The consumer advocacy organization said Tesla should disable the automatic steering function in its Model S vehicles “until the company updates the function to confirm that the driver’s hands remain on the steering wheel at all times.”

The group said Tesla should also rename the autopilot feature to make clear to drivers that its Model S vehicles are not fully self-driving cars.

“By marketing their feature as ‘Autopilot,’ Tesla gives consumers a false sense of security,” Laura MacCleery, vice president of Consumer Policy and Mobilization for Consumer Reports. “ ‘Autopilot’ can’t actually drive the car, yet it allows consumers to have their hands off the steering wheel for minutes at a time. Tesla should disable automatic steering in its cars until it updates the program to verify that the driver’s hands are kept on the wheel.”

Tesla CEO Elon Musk has said he will not order the Autopilot feature to be turned off. The company says it disables Autopilot by default and requires explicit acknowledgment that the system is new technology and still in a public beta phase before it can be enabled.

“Every time that Autopilot is engaged, the car reminds the driver to ‘Always keep your hands on the wheel.
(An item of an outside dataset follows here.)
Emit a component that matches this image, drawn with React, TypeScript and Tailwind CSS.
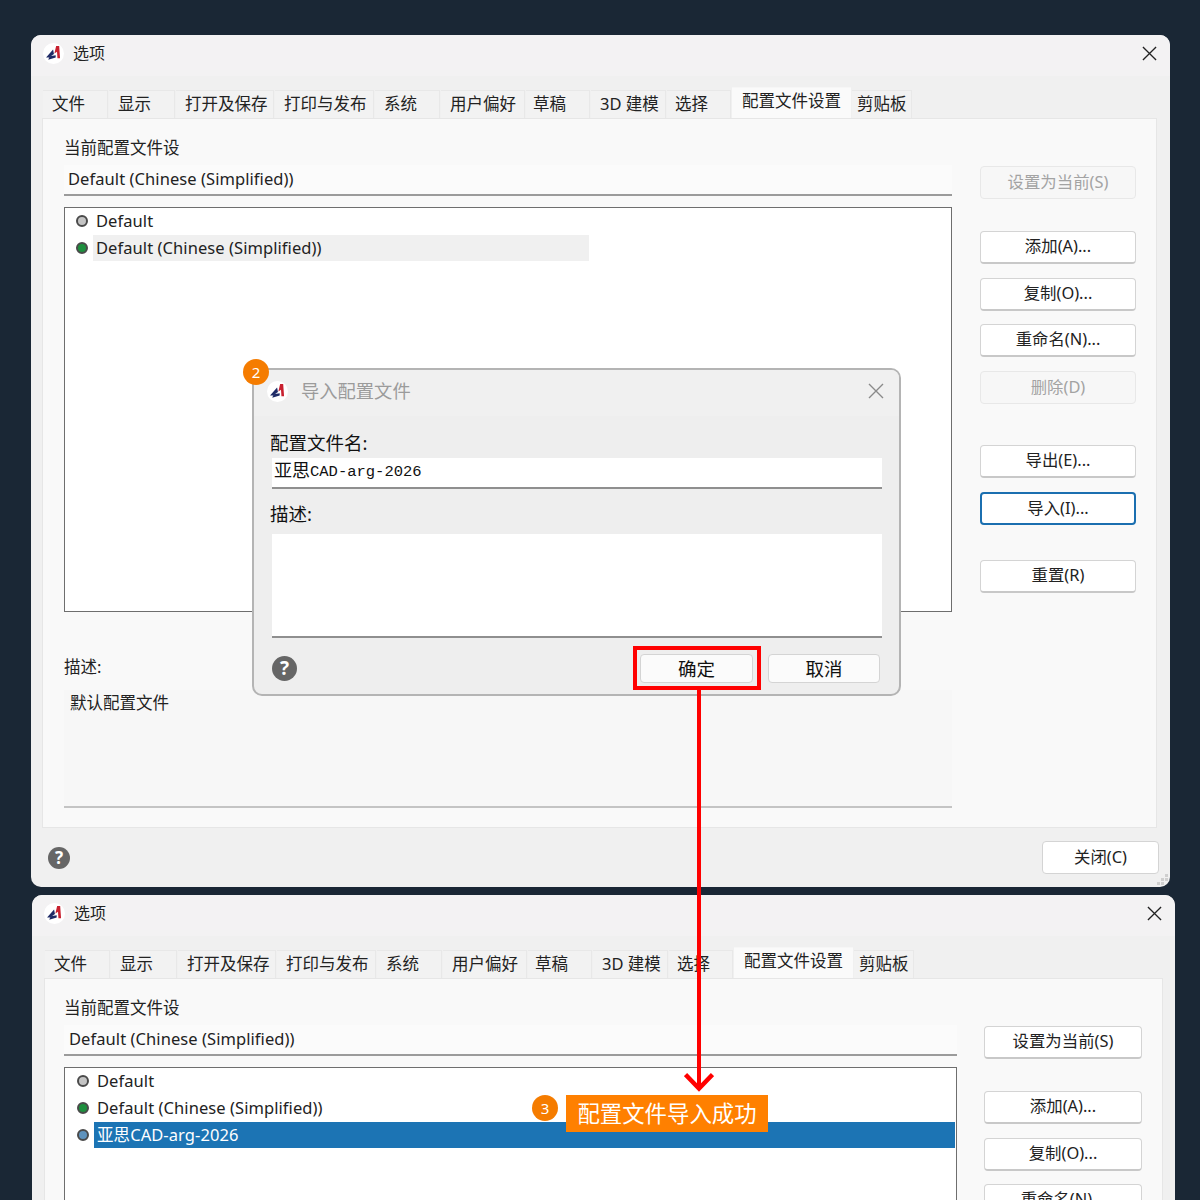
import React from 'react';

const FONT = 'font-["Noto_Sans","Noto_Sans_CJK_SC",sans-serif]';

const TABS_TOP = [
  { label: '文件', w: 65, pad: 'pl-[9px]' },
  { label: '显示', w: 66, pad: 'pl-[9px]' },
  { label: '打开及保存', w: 98, pad: 'pl-[9px]' },
  { label: '打印与发布', w: 99, pad: 'pl-[9px]' },
  { label: '系统', w: 65, pad: 'pl-[9px]' },
  { label: '用户偏好', w: 84, pad: 'pl-[9px]' },
  { label: '草稿', w: 64, pad: 'pl-[7px]' },
  { label: '3D 建模', w: 75, pad: 'pl-[9px]' },
  { label: '选择', w: 64, pad: 'pl-[8px]' },
  { label: '配置文件设置', w: 119, pad: 'pl-[10px]', active: true },
  { label: '剪贴板', w: 60, pad: 'pl-[5px]' },
];

const BUTTONS = [
  { label: '设置为当前(S)', gap: 'mt-0', first: true },
  { label: '添加(A)...', gap: 'mt-[32px]' },
  { label: '复制(O)...', gap: 'mt-[14px]' },
  { label: '重命名(N)...', gap: 'mt-[13px]' },
  { label: '删除(D)', gap: 'mt-[14px]', disabled: true },
  { label: '导出(E)...', gap: 'mt-[41px]' },
  { label: '导入(I)...', gap: 'mt-[14px]', focus: true },
  { label: '重置(R)', gap: 'mt-[35px]' },
];

const Logo = ({ className }: { className: string }) => (
  <svg viewBox="0 0 24 24" className={className}>
    <circle cx="12" cy="12" r="12" fill="#ffffff" />
    <path d="M15 3.5 L18.5 3.5 L19.5 17.5 L16.5 17.5 L16 10 L13 12 Z" fill="#c8202f" />
    <path d="M11.5 7.5 L3.5 16.5 L7 16.5 L12.5 12.5 Z" fill="#1e2a66" />
    <path d="M7.5 15 L14.5 14 L14.5 16.5 L6 19 Z" fill="#1e2a66" />
  </svg>
);

const CloseIcon = ({ className }: { className: string }) => (
  <svg viewBox="0 0 16 16" className={className} fill="none" stroke="currentColor" strokeWidth="1.4">
    <path d="M1 1 L15 15 M15 1 L1 15" />
  </svg>
);

const HelpIcon = ({ className }: { className: string }) => (
  <div className={`${className} flex flex-none items-center justify-center rounded-full bg-[#666666] font-bold text-white`}>?</div>
);

const Dot = ({ color, second }: { color: string; second?: boolean }) => (
  <div className={`flex flex-none justify-center pl-[6px] ${second ? 'w-[29px]' : 'w-[28px]'}`}>
    <div className={`h-[12px] w-[12px] flex-none rounded-full border-2 border-[#4a4a4a] ${color}`} />
  </div>
);

const SideButton = ({ label, gap, disabled, focus, wide }: { label: string; gap: string; disabled?: boolean; focus?: boolean; wide?: boolean }) => (
  <div
    className={`${gap} flex h-[33px] ${wide ? 'w-[158px]' : 'w-[156px]'} items-center justify-center rounded-[4px] pb-[1px] text-[16.4px] ${
      disabled
        ? 'border border-[#e8e8e8] bg-[#f7f7f7] text-[#a3a3a3]'
        : focus
          ? 'border-2 border-[#1b6fb0] bg-white text-[#222222]'
          : 'border border-[#d4d4d4] border-b-2 border-b-[#c8c8c8] bg-white text-[#222222]'
    }`}
  >
    {label}
  </div>
);

const OptionsWindow = ({ second }: { second?: boolean }) => (
  <div
    className={`flex h-[852px] flex-none flex-col overflow-hidden rounded-[10px] bg-[#f0f0f0] ${
      second ? 'ml-[32px] mt-[8px] w-[1143px]' : 'ml-[31px] w-[1139px]'
    }`}
  >
    <div className="flex h-[41px] flex-none items-center bg-[#f3f2f3] pb-[5px] pl-[12px] pr-[13px]">
      <Logo className="h-[21px] w-[21px]" />
      <span className="ml-[9px] flex-1 text-[16px] text-[#222222]">选项</span>
      <CloseIcon className="h-[15px] w-[15px] text-[#222222]" />
    </div>

    <div className={`flex h-[42px] flex-none items-end ${second ? 'pl-[13px]' : 'pl-[12px]'}`}>
      {TABS_TOP.map((t) => (
        <div
          key={t.label}
          style={{ width: t.w }}
          className={`mr-[1px] flex flex-none items-center text-[16.5px] text-[#222222] ${t.pad} ${
            t.active ? 'h-[31px] border-t border-[#f6f6f6] bg-[#fafafa] pb-[3px]' : 'h-[28px] border-t border-r border-[#e8e8e8] bg-[#f2f2f2]'
          }`}
        >
          {t.label}
        </div>
      ))}
    </div>

    <div className={`flex h-[710px] flex-none border border-[#e6e6e6] bg-[#f9f9f9] ${second ? 'ml-[12px] mr-[12px] pl-[19px] pr-[20px]' : 'ml-[11px] mr-[13px] pl-[21px] pr-[20px]'}`}>
      <div className="flex min-w-0 flex-1 flex-col pt-[19px]">
        <div className="h-[20px] text-[16.5px] leading-[20px] text-[#222222]">当前配置文件设</div>
        <div className={`mt-[7px] flex h-[31px] items-center border-b-2 border-[#9b9b9b] bg-[#fbfbfb] text-[16.5px] tracking-[0.07px] text-[#222222] ${second ? 'pl-[5px]' : 'pl-[4px]'}`}>
          Default (Chinese (Simplified))
        </div>
        <div className="mt-[11px] flex h-[405px] flex-col gap-[1px] border border-[#6e6e6e] bg-white pr-[1px] text-[16.5px] tracking-[0.07px] text-[#222222]">
          <div className="flex h-[26px] items-center">
            <Dot color="bg-[#c4c4c4]" second={second} />
            <span className="px-[3px]">Default</span>
          </div>
          <div className="flex h-[26px] items-center">
            <Dot color="border-[#1e8f3e] bg-[#1e8f3e]" second={second} />
            <span className={`w-[496px] px-[3px] leading-[26px] ${second ? 'bg-white' : 'bg-[#f0f0f0]'}`}>Default (Chinese (Simplified))</span>
          </div>
          {second && (
            <div className="flex h-[26px] items-center">
              <Dot color="border-[#3f6f96] bg-[#5f93bd]" second={second} />
              <span className="flex-1 bg-[#1c74b4] px-[3px] leading-[26px] text-white">亚思CAD-arg-2026</span>
            </div>
          )}
        </div>
        <div className="mt-[45px] h-[20px] text-[16.5px] leading-[20px] text-[#222222]">描述:</div>
        <div className="mt-[13px] h-[118px] border-b-2 border-[#c4c4c4] bg-[#f7f7f7] pl-[6px] pt-[1px] text-[16.5px] text-[#222222]">默认配置文件</div>
      </div>
      <div className={`flex flex-none flex-col pt-[47px] ${second ? 'ml-[27px]' : 'ml-[28px]'}`}>
        {BUTTONS.map((b) => (
          <SideButton
            key={b.label}
            label={b.label}
            gap={b.gap}
            wide={second}
            focus={b.focus && !second}
            disabled={b.disabled || (b.first && !second)}
          />
        ))}
      </div>
    </div>

    <div className="flex flex-1 items-center justify-between pl-[17px] pr-[11px]">
      <HelpIcon className="h-[22px] w-[22px] text-[17px]" />
      <div className="flex h-[33px] w-[117px] items-center justify-center rounded-[4px] border border-[#d4d4d4] bg-white text-[16.4px] text-[#222222]">关闭(C)</div>
    </div>
  </div>
);

const ImportDialog = () => (
  <div className="absolute left-[252px] top-[368px] flex h-[328px] w-[649px] flex-col rounded-[10px] border-2 border-[#b4b4b4] bg-[#eeeeee]">
    <div className="flex h-[46px] flex-none items-center rounded-t-[8px] bg-[#f0f0f0] pb-[4px] pl-[13px] pr-[15px]">
      <Logo className="h-[21px] w-[21px]" />
      <span className="ml-[13px] flex-1 text-[18.3px] text-[#9b9b9b]">导入配置文件</span>
      <CloseIcon className="h-[16px] w-[16px] text-[#8a8a8a]" />
    </div>
    <div className="flex flex-1 flex-col pl-[16px] pr-[17px] pt-[16px]">
      <div className="h-[22px] text-[18.5px] leading-[22px] text-[#111111]">配置文件名:</div>
      <div className="ml-[2px] mt-[4px] flex h-[31px] items-center border-b-2 border-[#8f8f8f] bg-white pl-[2px] font-['Liberation_Mono','Noto_Sans_CJK_SC',monospace] text-[15.5px] text-[#111111]">
        <span className="text-[18px]">亚思</span>CAD-arg-2026
      </div>
      <div className="mt-[14px] h-[22px] text-[18.5px] leading-[22px] text-[#111111]">描述:</div>
      <div className="ml-[2px] mt-[9px] h-[104px] flex-none border-b-2 border-[#8f8f8f] bg-white" />
      <div className="flex flex-1 items-center justify-between pl-[2px] pt-[5px]">
        <HelpIcon className="h-[25px] w-[25px] text-[19px]" />
        <div className="flex gap-[15px] pr-[2px] text-[18.5px] text-[#111111]">
          <div className="flex h-[29px] w-[113px] items-center justify-center rounded-[4px] border border-[#d4d4d4] bg-[#fbfbfb]">确定</div>
          <div className="flex h-[29px] w-[112px] items-center justify-center rounded-[4px] border border-[#d4d4d4] bg-[#fbfbfb]">取消</div>
        </div>
      </div>
    </div>
  </div>
);

const Badge = ({ n, className }: { n: number; className: string }) => (
  <div className={`absolute flex h-[26px] w-[26px] items-center justify-center rounded-full bg-[#f57c00] text-[15px] text-white ${className}`}>{n}</div>
);

export default function App() {
  return (
    <div className={`relative flex h-[1200px] w-[1200px] flex-col overflow-hidden bg-[#1a2735] pt-[35px] ${FONT}`}>
      <OptionsWindow />
      <OptionsWindow second />

      <ImportDialog />
      <Badge n={2} className="left-[243px] top-[359px]" />

      {/* resize grip, bottom right of the first window */}
      <svg viewBox="0 0 12 12" className="absolute left-[1157px] top-[874px] h-[12px] w-[12px]" fill="#cfcfcf">
        <rect x="8" y="0" width="3" height="3" />
        <rect x="4" y="4" width="3" height="3" />
        <rect x="8" y="4" width="3" height="3" />
        <rect x="0" y="8" width="3" height="3" />
        <rect x="4" y="8" width="3" height="3" />
      </svg>

      {/* red callout */}
      <div className="absolute left-[633px] top-[646px] h-[44px] w-[128px] border-[4px] border-[#ff0000]" />
      <div className="absolute left-[697px] top-[690px] h-[398px] w-[4px] bg-[#ff0000]" />
      <svg viewBox="0 0 30 20" className="absolute left-[684px] top-[1072px] h-[21px] w-[30px]" fill="none" stroke="#ff0000" strokeWidth="4.5">
        <path d="M1.5 2 L15 16 L28.5 2" />
      </svg>

      <Badge n={3} className="left-[532px] top-[1095px]" />
      <div className="absolute left-[566px] top-[1095px] flex h-[37px] w-[202px] items-center justify-center bg-[#ff8000] text-[22.4px] text-white">配置文件导入成功</div>
    </div>
  );
}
Be prepared to take over at any time,’ ” Tesla said in a blog posting on June 30.

Consumer Reports is the latest safety advocacy group that is urging the federal government to pump the brakes on self-driving cars. It joins the Center For Auto Safety, Consumers for Auto Reliability and Safety, Consumer Watchdog and Public Citizen, who said in a letter to President Barack Obama that the recent spate of crashes involving cars that were being operated with Tesla’s Autopilot system on shows the limits of self-driving technology.
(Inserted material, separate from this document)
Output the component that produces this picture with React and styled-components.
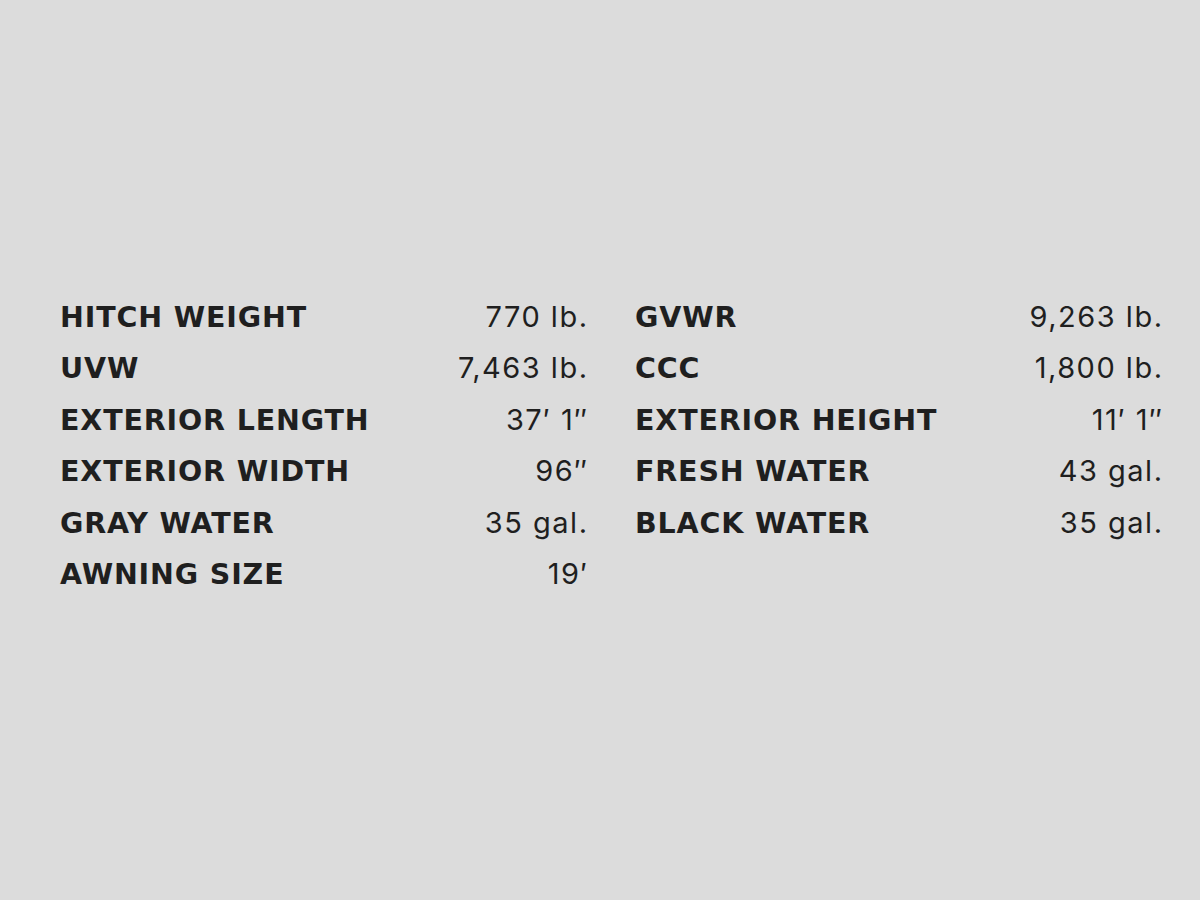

“It is time to stop your administration’s undue haste to get autonomous vehicle technology to the road,” the groups wrote to Obama and other high-ranking transportation officials in his administration.

Consumer Reports’ MacCleery said Thursday that “consumers should never be guinea pigs for vehicle safety ‘beta’ programs.”

The comments come as federal regulators prepare to unveil regulations for testing of fully automated cars this summer — and they follow what is believed to be the first death in a car engaged in a semi-autonomous driving feature.

Federal regulators say preliminary reports show the fatal Tesla crash happened when a semitrailer turned left in front of the car that was in Autopilot mode at a highway intersection on May 7. Florida police said the roof of the car struck the underside of the trailer and the car passed beneath. The driver was dead at the scene.

“Neither Autopilot nor the driver noticed the white side of the tractor-trailer against a brightly lit sky, so the brake was not applied,” Tesla said in the June 30 blog posting.

The fatal crash is one of at least three high-profile accidents reportedly involving Autopilot, including a July 1 accident involving Oakland County resident and art gallery owner Albert Scaglione in his 2016 Tesla Model X.

Scaglione reportedly told police his 2016 Tesla Model X was in the driver-assist mode when it crashed on the Pennsylvania Turnpike — but the company insists there is no evidence the Autopilot contributed to the crash.

The other reported crash involving Autopilot occurred Saturday. The driver of a Tesla Model X SUV told local authorities the feature was active when the vehicle crashed into railing wires along the side of Montana State Highway 2 near Whitehall.

MacCleery said the Tesla accidents show “regulators urgently need to step up their oversight of cars with these active safety features.

“NHTSA should insist on expert, independent third-party testing and certification for these features, and issue mandatory safety standards to ensure that they operate safely,” she said.